News reports earlier this week confirmed that Prime Minister Stephen Harper will roll out an entirely new approach to foreign policy – one that makes something called “economic diplomacy” the centerpiece of his government’s efforts overseas.
In fact, this Global Markets Action Plan is merely a refurbished version of the Global Commerce Strategy, established in 2007 to, according to a government website, “respond to changes in the global economy and position Canada for long-term prosperity. . .(in). . .13 priority markets around the world where Canadian opportunities and interests had the greatest potential for growth.”
Wednesday’s edition of The Globe and Mail quotes selectively from the new plan, which directs federal officials, including senior members of the Tory caucus, to “entrench the concept of ‘economic diplomacy’ as the driving force behind the Government of Canada’s activities through its international diplomatic network.”
Indeed, deploying the trenchant language of public service memo writers in times of war, the report insists that “all diplomatic assets of the Government of Canada will be marshalled on behalf of the private sector.”
For those who cling to the idea that non-commercial interests – such as humanitarian assistance, poverty reduction, human rights, health and safety, and education – should guide Canada’s foreign policy and that multilateral collaboration is the only effective instrument with which to pursue these objectives, the shift in thinking at Foreign Affairs is a disaster.
For those who believe, however, that expanding the reach of the country’s businesses, particularly the small and medium-sized ones, is the most productive way to inculcate Canadian values and make the world safe for our particular brand of capitalist democracy (which may just be one of the more transparent oxymorons in the contemporary lexicon), economic diplomacy is a triumph of pragmatism.
Still, regardless of one’s opinion of the plan, we can all agree on at least one thing: it’s a real platform from which to tell the world that Canada is open for business. Then again, how are we doing on the homefront?
No less an authority than Canada’s Auditor-General, Michael Ferguson, worries about that kind of thing every day. His latest report, out this week, unwittingly raises troubling counterpoints to the ones our new economic diplomats proudly propagate. To wit: We may be ready to take the world by storm, but can we fix what’s broken in our own backyard?
On everything from food and transportation safety to border security, Mr. Ferguson finds the current office holders in Ottawa severely lacking in vision.
On food, the A-G report, declared, “There are weaknesses in the Canada Food Inspection Agency’s (CIFA) follow-up activities after a product has been removed from the marketplace. The CFIA did not have the documentation it is required to collect to verify that recalling firms had appropriately disposed of recalled products or taken timely actions to identify and correct the underlying cause of the recall to reduce the likelihood of a food safety issue reoccurring.”

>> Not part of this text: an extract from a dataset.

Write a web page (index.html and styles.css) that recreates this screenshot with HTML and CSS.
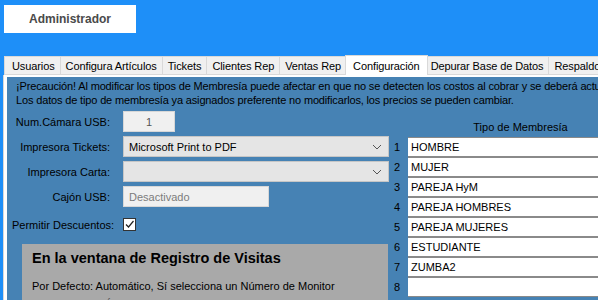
FILE: index.html
```html
<!DOCTYPE html>
<html lang="es">
<head>
  <meta charset="UTF-8">
  <title>Administrador</title>
  <link rel="stylesheet" href="styles.css">
</head>
<body>
  <div class="top-bar">
    <button class="admin-btn">Administrador</button>
  </div>

  <div class="tab-control">
    <div class="tab-strip">
      <div class="tab">Usuarios</div>
      <div class="tab">Configura Artículos</div>
      <div class="tab">Tickets</div>
      <div class="tab">Clientes Rep</div>
      <div class="tab">Ventas Rep</div>
      <div class="tab active">Configuración</div>
      <div class="tab">Depurar Base de Datos</div>
      <div class="tab">Respaldos</div>
    </div>

    <div class="tab-page">
      <p class="warning">¡Precaución! Al modificar los tipos de Membresía puede afectar en que no se detecten los costos al cobrar y se deberá actualizar<br>Los datos de tipo de membresía ya asignados preferente no modificarlos, los precios se pueden cambiar.</p>

      <div class="columns">
        <div class="left-col">
          <div class="form">
            <label class="lbl">Num.Cámara USB:</label>
            <div class="field"><input class="txt num" value="1"></div>

            <label class="lbl">Impresora Tickets:</label>
            <div class="field combo">
              <span>Microsoft Print to PDF</span>
              <svg width="10" height="6" viewBox="0 0 10 6"><path d="M1 1 L5 5 L9 1" fill="none" stroke="#555" stroke-width="1"/></svg>
            </div>

            <label class="lbl">Impresora Carta:</label>
            <div class="field combo">
              <span></span>
              <svg width="10" height="6" viewBox="0 0 10 6"><path d="M1 1 L5 5 L9 1" fill="none" stroke="#555" stroke-width="1"/></svg>
            </div>

            <label class="lbl">Cajón USB:</label>
            <div class="field"><input class="txt drawer" value="Desactivado" disabled></div>
          </div>

          <div class="check-row">
            <span>Permitir Descuentos:</span>
            <span class="checkbox">
              <svg width="11" height="11" viewBox="0 0 11 11"><path d="M2 5.5 L4.5 8 L9.5 2" fill="none" stroke="#222" stroke-width="1.2"/></svg>
            </span>
          </div>

          <div class="info-box">
            <h2>En la ventana de Registro de Visitas</h2>
            <p>Por Defecto: Automático, Sí selecciona un Número de Monitor</p>
            <p>SE MOSTRARÁ LA VENTANA DE REGISTRO EN EL MONITOR SELECCIONADO</p>
          </div>
        </div>

        <div class="right-col">
          <div class="memb-title">Tipo de Membresía</div>
          <div class="memb-list">
            <div class="memb-row"><span class="idx">1</span><span class="memb">HOMBRE</span></div>
            <div class="memb-row"><span class="idx">2</span><span class="memb">MUJER</span></div>
            <div class="memb-row"><span class="idx">3</span><span class="memb">PAREJA HyM</span></div>
            <div class="memb-row"><span class="idx">4</span><span class="memb">PAREJA HOMBRES</span></div>
            <div class="memb-row"><span class="idx">5</span><span class="memb">PAREJA MUJERES</span></div>
            <div class="memb-row"><span class="idx">6</span><span class="memb">ESTUDIANTE</span></div>
            <div class="memb-row"><span class="idx">7</span><span class="memb">ZUMBA2</span></div>
            <div class="memb-row"><span class="idx">8</span><span class="memb"></span></div>
          </div>
        </div>
      </div>
    </div>
  </div>
</body>
</html>
```

FILE: styles.css
```css
* {
  margin: 0;
  padding: 0;
  box-sizing: border-box;
}

body {
  font-family: 'Liberation Sans', Arial, sans-serif;
  font-size: 11px;
  background: #1e8ff8;
  color: #000;
  height: 300px;
  overflow: hidden;
}

.top-bar {
  padding: 5px 0 0 4px;
  height: 55px;
}

.admin-btn {
  width: 132px;
  height: 28px;
  background: #fff;
  border: none;
  font-family: inherit;
  font-size: 12px;
  font-weight: bold;
  color: #4a4a4a;
}

.tab-control {
  margin-left: 4px;
}

.tab-strip {
  display: flex;
  align-items: flex-end;
  height: 20px;
  white-space: nowrap;
  overflow: hidden;
}

.tab {
  height: 19px;
  line-height: 18px;
  padding: 0 5px;
  background: #f0f0f0;
  border: 1px solid #d9d9d9;
  border-left: none;
  font-size: 11px;
  letter-spacing: -0.1px;
  flex-shrink: 0;
}

.tab:first-child {
  border-left: 1px solid #d9d9d9;
  padding: 0 5px 0 7px;
}

.tab.active {
  height: 22px;
  line-height: 20px;
  background: #fff;
  border: 1px solid #d9d9d9;
  border-bottom: none;
  margin: 0 -2px -2px;
  padding: 0 7px;
  position: relative;
  z-index: 1;
}

.tab-page {
  border-left: 3px solid #fff;
  border-top: 2px solid #fff;
  background: #4682b4;
  box-shadow: -1px 0 0 #d9d9d9;
  height: 230px;
  padding: 2px 0 0 9px;
}

.warning {
  font-size: 11px;
  line-height: 14px;
  letter-spacing: -0.15px;
  white-space: nowrap;
  overflow: hidden;
}

.columns {
  display: flex;
  margin-top: 4px;
}

.left-col {
  width: 373px;
  flex-shrink: 0;
}

.form {
  display: grid;
  grid-template-columns: 94px 1fr;
  column-gap: 13px;
  row-gap: 4px;
}

.lbl {
  justify-self: end;
  align-self: center;
  white-space: nowrap;
  font-size: 11px;
}

.field {
  height: 21px;
}

.txt {
  height: 21px;
  border: 1px solid #d7d7d7;
  background: #f0f0f0;
  font-family: inherit;
  font-size: 11px;
  color: #000;
  padding: 0 5px;
}

.txt.num {
  width: 52px;
  text-align: center;
  color: #555;
}

.txt.drawer {
  width: 146px;
  color: #7c7c7c;
}

.combo {
  width: 266px;
  background: #e5e5e5;
  border: 1px solid #c6c6c6;
  display: flex;
  align-items: center;
  justify-content: space-between;
  padding: 0 6px 0 5px;
  font-size: 11px;
}

.check-row {
  display: flex;
  align-items: center;
  gap: 9px;
  margin: 11px 0 0 -4px;
  font-size: 11px;
}

.checkbox {
  width: 13px;
  height: 13px;
  background: #fff;
  border: 1px solid #333;
  display: flex;
  align-items: center;
  justify-content: center;
}

.info-box {
  margin: 13px 0 0 6px;
  width: 366px;
  height: 80px;
  background: #a9a9a9;
  padding: 6px 10px;
  overflow: hidden;
}

.info-box h2 {
  font-size: 14.5px;
  line-height: 16px;
  font-weight: bold;
  margin-bottom: 13px;
}

.info-box p {
  font-size: 11px;
  line-height: 15px;
  white-space: nowrap;
}

.info-box p + p {
  margin-top: 3px;
}

.right-col {
  flex: 1;
  padding-left: 4px;
}

.memb-title {
  text-align: center;
  font-size: 11px;
  margin: 10px 0 0 50px;
  height: 16px;
}

.memb-list {
  display: flex;
  flex-direction: column;
}

.memb-row {
  display: flex;
  align-items: center;
  height: 20px;
}

.idx {
  width: 15px;
  text-align: right;
  padding-right: 8px;
  font-size: 11px;
}

.memb {
  flex: 1;
  height: 20px;
  background: #fff;
  border-top: 1px solid #8a8a8a;
  border-bottom: 1px solid #8a8a8a;
  font-size: 11px;
  line-height: 18px;
  padding-left: 3px;
  margin-right: -30px;
}
```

About rail safety, the audit observed, “Despite the fact that federal railways were required 12 years ago to implement safety management systems for managing their safety risks and complying with safety requirements, Transport Canada has yet to establish an audit approach that provides a minimum level of assurance that federal railways have done so. While it has done a few audits of those systems, most of the audits it did were too narrowly focused and provided assurance on only a few aspects of SMSs. At the rate at which the Department is conducting focused audits, it will take many years to audit all the key components of SMS regulations, including key safety systems of each of the 31 federal railways.”
As for border security, Mr. Ferguson said simply that “systems and practices for collecting, monitoring, and assessing information to prevent the illegal entry of people into Canada are often not working as intended. As a result, some people who pose a risk to Canadians’ safety and security have succeeded in entering the country illegally.”
It’s all very well to court the world’s commercial movers and shakers.
But what, one wonders, will they find should they ever return the favour and put down stakes in our own home and native land?